YOUR OBJECTIVE
The line holding "(i + 1) * 27.9);" is the last one to output; start at the first line of the data, keep every line in between exactly, and leave out pictures.

◇ ◇ ◇

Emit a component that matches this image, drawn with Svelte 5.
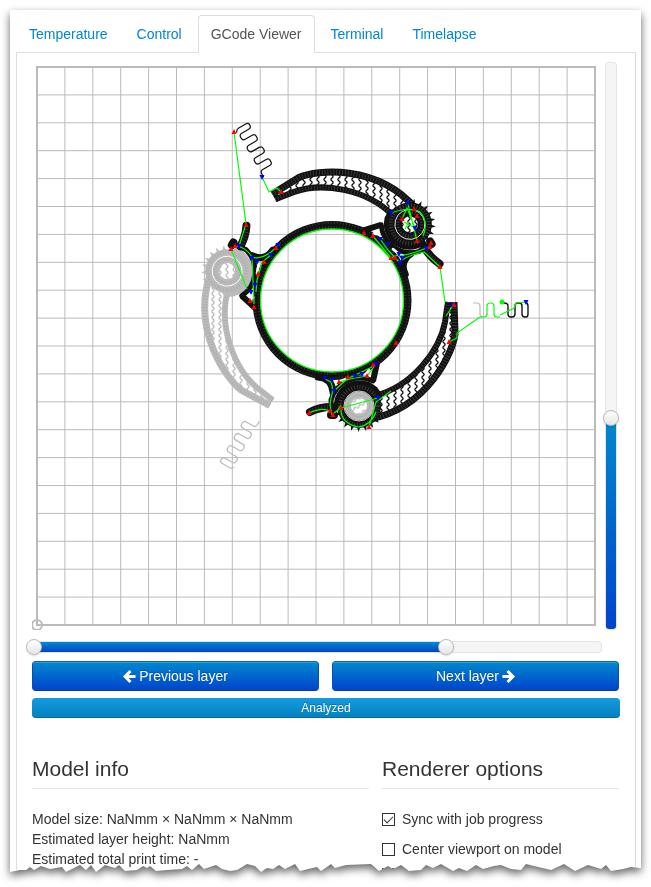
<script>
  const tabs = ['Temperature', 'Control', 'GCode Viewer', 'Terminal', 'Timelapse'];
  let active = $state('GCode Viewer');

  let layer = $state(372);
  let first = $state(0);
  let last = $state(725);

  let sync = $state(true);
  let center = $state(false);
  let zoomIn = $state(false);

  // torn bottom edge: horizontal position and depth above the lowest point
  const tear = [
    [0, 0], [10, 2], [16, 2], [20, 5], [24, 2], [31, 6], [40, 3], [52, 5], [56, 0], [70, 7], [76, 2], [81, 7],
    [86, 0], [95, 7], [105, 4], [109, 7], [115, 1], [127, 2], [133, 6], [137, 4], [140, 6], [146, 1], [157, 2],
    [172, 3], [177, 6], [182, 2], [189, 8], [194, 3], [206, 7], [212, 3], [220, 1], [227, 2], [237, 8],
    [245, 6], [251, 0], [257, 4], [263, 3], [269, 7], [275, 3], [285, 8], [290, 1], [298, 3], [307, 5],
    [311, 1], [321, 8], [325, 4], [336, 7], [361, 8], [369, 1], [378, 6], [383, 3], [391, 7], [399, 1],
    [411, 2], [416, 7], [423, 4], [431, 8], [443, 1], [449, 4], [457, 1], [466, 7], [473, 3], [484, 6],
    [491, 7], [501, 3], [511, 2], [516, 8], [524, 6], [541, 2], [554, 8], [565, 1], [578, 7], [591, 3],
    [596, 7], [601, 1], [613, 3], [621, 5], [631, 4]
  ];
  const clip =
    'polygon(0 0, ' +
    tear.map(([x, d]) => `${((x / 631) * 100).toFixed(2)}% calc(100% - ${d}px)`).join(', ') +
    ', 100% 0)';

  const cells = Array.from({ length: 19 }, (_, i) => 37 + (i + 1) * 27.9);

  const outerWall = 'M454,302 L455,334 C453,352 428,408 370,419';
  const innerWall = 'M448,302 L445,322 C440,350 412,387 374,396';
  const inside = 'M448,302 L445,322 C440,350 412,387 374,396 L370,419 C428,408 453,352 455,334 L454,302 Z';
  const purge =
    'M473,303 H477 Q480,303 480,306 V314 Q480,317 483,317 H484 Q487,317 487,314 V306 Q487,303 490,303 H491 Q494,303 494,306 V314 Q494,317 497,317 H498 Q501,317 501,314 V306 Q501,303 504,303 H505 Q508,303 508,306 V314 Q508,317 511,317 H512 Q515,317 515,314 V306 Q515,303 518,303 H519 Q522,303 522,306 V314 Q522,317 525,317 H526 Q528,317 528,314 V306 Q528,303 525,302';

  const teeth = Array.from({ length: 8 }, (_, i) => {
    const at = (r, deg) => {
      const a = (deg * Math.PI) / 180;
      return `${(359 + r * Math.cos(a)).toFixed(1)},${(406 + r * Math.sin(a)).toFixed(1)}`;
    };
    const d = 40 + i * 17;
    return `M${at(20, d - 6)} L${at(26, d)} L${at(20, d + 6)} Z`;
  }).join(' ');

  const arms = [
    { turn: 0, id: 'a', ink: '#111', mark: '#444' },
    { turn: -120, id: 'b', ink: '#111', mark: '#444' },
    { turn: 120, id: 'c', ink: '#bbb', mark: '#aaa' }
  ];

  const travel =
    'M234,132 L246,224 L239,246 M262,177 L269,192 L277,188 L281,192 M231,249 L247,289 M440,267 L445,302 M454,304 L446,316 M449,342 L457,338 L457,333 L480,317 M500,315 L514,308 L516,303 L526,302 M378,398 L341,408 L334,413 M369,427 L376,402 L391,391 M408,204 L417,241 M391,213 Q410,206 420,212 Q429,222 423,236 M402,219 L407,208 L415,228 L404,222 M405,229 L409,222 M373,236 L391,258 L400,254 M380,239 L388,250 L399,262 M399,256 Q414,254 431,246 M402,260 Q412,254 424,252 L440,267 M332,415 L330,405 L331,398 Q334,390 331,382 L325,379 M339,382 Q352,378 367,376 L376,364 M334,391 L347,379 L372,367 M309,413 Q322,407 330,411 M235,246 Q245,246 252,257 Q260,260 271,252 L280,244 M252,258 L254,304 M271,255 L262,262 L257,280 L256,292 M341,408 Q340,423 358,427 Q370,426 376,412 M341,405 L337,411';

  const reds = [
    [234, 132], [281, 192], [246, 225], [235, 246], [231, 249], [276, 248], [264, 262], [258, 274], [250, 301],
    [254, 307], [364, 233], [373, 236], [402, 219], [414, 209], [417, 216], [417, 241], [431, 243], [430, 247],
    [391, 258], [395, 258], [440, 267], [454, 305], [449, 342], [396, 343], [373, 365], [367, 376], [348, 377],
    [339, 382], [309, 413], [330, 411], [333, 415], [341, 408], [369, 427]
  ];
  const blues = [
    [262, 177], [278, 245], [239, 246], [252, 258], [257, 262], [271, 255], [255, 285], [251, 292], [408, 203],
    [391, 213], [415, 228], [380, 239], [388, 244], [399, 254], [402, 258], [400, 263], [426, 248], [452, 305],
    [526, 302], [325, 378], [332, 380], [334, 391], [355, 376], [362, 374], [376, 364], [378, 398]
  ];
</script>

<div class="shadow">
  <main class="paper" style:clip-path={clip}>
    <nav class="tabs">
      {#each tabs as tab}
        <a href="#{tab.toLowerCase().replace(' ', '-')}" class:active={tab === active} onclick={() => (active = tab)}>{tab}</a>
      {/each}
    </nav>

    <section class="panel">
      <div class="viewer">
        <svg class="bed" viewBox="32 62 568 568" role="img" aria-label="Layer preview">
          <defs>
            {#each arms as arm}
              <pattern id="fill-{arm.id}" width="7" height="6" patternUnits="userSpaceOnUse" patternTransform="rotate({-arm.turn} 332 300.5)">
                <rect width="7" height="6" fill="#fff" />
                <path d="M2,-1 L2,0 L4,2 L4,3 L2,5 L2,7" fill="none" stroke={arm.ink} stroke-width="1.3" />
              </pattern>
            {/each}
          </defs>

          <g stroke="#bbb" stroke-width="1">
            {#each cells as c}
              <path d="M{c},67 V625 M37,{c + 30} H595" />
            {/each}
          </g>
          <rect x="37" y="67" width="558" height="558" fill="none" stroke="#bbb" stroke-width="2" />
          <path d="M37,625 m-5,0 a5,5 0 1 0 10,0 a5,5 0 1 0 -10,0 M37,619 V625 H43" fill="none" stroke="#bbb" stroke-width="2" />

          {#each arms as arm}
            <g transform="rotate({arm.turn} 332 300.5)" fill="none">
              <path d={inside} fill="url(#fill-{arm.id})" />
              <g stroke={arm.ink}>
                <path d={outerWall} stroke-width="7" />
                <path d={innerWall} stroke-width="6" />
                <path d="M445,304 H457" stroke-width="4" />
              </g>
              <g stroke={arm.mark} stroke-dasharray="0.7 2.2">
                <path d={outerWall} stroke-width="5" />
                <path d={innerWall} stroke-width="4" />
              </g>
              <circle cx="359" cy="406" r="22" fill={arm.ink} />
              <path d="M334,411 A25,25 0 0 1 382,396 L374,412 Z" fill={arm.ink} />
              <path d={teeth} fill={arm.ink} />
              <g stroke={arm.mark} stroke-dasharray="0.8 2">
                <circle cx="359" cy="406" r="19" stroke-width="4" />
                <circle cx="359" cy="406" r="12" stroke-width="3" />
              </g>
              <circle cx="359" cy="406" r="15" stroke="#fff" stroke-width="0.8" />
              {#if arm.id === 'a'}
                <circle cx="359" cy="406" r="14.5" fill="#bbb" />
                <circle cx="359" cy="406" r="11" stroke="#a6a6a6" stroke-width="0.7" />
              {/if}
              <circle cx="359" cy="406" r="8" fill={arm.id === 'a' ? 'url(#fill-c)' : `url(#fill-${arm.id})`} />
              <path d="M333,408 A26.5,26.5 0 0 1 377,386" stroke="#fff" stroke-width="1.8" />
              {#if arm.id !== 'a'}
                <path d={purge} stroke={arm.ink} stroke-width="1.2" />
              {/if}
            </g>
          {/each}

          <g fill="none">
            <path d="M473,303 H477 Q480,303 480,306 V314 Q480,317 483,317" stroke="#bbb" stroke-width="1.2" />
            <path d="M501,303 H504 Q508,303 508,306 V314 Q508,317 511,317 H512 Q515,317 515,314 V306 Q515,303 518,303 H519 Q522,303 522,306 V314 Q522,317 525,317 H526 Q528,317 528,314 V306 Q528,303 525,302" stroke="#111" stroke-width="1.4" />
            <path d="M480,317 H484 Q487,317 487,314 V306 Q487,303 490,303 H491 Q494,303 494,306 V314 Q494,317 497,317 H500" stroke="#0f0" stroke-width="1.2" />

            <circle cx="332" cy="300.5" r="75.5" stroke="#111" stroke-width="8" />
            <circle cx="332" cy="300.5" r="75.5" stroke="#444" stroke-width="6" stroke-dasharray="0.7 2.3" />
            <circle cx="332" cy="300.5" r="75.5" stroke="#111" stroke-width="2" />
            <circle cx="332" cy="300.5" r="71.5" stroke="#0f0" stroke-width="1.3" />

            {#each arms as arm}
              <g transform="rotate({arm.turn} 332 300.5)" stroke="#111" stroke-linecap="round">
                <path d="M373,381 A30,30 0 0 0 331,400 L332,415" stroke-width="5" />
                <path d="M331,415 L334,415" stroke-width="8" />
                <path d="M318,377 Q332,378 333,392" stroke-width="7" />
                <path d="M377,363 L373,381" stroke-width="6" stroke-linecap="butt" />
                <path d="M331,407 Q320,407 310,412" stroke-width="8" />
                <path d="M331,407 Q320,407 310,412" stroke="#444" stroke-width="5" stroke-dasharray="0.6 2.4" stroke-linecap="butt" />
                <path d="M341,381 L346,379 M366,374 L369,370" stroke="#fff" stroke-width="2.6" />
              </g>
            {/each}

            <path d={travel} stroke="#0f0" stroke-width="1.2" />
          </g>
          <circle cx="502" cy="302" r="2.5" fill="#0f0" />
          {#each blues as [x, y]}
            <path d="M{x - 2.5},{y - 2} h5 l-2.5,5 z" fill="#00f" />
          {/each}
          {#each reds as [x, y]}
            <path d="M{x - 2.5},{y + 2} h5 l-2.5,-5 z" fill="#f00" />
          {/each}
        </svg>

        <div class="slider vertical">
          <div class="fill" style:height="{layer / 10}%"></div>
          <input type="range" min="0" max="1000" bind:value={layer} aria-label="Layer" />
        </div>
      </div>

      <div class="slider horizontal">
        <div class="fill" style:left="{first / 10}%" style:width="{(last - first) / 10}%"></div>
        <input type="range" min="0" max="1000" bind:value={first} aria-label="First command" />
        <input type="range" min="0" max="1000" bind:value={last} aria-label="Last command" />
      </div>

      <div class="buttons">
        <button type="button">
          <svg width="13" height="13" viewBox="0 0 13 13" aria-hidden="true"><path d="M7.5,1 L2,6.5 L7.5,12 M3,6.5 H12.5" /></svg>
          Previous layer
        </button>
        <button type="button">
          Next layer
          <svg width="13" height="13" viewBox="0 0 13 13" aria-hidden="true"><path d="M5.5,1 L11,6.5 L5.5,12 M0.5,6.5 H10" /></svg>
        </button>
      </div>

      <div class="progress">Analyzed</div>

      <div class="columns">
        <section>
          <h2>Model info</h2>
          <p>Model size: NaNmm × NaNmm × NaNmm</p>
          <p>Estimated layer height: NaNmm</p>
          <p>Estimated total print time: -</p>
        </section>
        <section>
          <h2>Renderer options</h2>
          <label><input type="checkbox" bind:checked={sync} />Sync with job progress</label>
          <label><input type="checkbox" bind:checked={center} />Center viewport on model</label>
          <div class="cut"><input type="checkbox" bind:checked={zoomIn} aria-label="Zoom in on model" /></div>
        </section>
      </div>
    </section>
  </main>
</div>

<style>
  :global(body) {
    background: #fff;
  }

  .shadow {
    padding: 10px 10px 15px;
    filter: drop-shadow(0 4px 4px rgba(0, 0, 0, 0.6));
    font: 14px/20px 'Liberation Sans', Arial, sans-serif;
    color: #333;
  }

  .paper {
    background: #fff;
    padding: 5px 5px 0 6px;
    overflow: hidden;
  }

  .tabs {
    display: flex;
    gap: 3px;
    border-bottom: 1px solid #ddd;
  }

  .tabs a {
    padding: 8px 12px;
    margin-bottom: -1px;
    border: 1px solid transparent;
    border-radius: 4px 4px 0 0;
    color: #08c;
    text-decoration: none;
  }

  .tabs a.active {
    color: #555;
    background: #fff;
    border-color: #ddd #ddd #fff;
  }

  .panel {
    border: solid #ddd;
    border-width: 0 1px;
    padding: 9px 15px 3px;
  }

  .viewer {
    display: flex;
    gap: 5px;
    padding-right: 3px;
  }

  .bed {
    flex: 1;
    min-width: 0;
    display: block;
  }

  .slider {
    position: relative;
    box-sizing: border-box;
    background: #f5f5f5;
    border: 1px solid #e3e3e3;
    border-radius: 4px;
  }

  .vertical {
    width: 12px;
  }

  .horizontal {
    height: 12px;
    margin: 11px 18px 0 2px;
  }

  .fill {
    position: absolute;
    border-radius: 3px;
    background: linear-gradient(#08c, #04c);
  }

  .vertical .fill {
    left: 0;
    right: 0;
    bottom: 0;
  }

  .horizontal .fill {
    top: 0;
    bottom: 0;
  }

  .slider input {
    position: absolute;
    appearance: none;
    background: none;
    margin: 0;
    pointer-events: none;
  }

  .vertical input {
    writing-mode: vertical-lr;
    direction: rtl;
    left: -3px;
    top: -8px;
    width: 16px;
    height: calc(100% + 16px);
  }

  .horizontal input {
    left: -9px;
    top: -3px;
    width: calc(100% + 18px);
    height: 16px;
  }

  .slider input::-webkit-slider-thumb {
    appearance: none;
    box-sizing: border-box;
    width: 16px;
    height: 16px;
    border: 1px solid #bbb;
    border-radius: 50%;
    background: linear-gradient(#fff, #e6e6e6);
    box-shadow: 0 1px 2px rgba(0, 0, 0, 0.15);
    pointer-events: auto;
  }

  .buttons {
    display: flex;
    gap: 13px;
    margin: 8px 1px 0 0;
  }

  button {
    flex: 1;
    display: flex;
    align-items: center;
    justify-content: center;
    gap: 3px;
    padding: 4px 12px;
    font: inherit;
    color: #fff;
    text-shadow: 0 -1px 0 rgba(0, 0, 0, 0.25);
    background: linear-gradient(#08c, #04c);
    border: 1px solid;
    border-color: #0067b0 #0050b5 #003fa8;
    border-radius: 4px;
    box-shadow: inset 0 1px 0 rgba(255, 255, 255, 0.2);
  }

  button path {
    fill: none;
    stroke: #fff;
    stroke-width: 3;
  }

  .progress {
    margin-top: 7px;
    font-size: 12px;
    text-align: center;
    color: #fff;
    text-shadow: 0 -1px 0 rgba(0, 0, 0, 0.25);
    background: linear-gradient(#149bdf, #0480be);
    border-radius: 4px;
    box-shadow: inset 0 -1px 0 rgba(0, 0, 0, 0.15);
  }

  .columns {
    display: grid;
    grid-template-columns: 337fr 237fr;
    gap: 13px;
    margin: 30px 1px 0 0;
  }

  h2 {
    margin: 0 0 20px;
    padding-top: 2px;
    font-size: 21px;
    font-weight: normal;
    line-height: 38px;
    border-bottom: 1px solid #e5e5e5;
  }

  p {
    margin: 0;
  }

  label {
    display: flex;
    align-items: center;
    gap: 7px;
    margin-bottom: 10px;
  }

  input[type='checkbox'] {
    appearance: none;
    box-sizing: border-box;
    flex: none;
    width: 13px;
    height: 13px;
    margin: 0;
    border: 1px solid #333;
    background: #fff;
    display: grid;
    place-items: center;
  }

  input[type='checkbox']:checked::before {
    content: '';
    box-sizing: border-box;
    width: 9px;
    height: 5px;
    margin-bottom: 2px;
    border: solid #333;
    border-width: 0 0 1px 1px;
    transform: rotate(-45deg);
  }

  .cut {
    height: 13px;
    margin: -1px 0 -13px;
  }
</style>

◇ ◇ ◇

EXERCISE RESPONSE
Emit a component that matches this image, drawn with Svelte 5.
<script>
  const tabs = ['Temperature', 'Control', 'GCode Viewer', 'Terminal', 'Timelapse'];
  let active = $state('GCode Viewer');

  let layer = $state(372);
  let first = $state(0);
  let last = $state(725);

  let sync = $state(true);
  let center = $state(false);
  let zoomIn = $state(false);

  // torn bottom edge: horizontal position and depth above the lowest point
  const tear = [
    [0, 0], [10, 2], [16, 2], [20, 5], [24, 2], [31, 6], [40, 3], [52, 5], [56, 0], [70, 7], [76, 2], [81, 7],
    [86, 0], [95, 7], [105, 4], [109, 7], [115, 1], [127, 2], [133, 6], [137, 4], [140, 6], [146, 1], [157, 2],
    [172, 3], [177, 6], [182, 2], [189, 8], [194, 3], [206, 7], [212, 3], [220, 1], [227, 2], [237, 8],
    [245, 6], [251, 0], [257, 4], [263, 3], [269, 7], [275, 3], [285, 8], [290, 1], [298, 3], [307, 5],
    [311, 1], [321, 8], [325, 4], [336, 7], [361, 8], [369, 1], [378, 6], [383, 3], [391, 7], [399, 1],
    [411, 2], [416, 7], [423, 4], [431, 8], [443, 1], [449, 4], [457, 1], [466, 7], [473, 3], [484, 6],
    [491, 7], [501, 3], [511, 2], [516, 8], [524, 6], [541, 2], [554, 8], [565, 1], [578, 7], [591, 3],
    [596, 7], [601, 1], [613, 3], [621, 5], [631, 4]
  ];
  const clip =
    'polygon(0 0, ' +
    tear.map(([x, d]) => `${((x / 631) * 100).toFixed(2)}% calc(100% - ${d}px)`).join(', ') +
    ', 100% 0)';

  const cells = Array.from({ length: 19 }, (_, i) => 37 + (i + 1) * 27.9);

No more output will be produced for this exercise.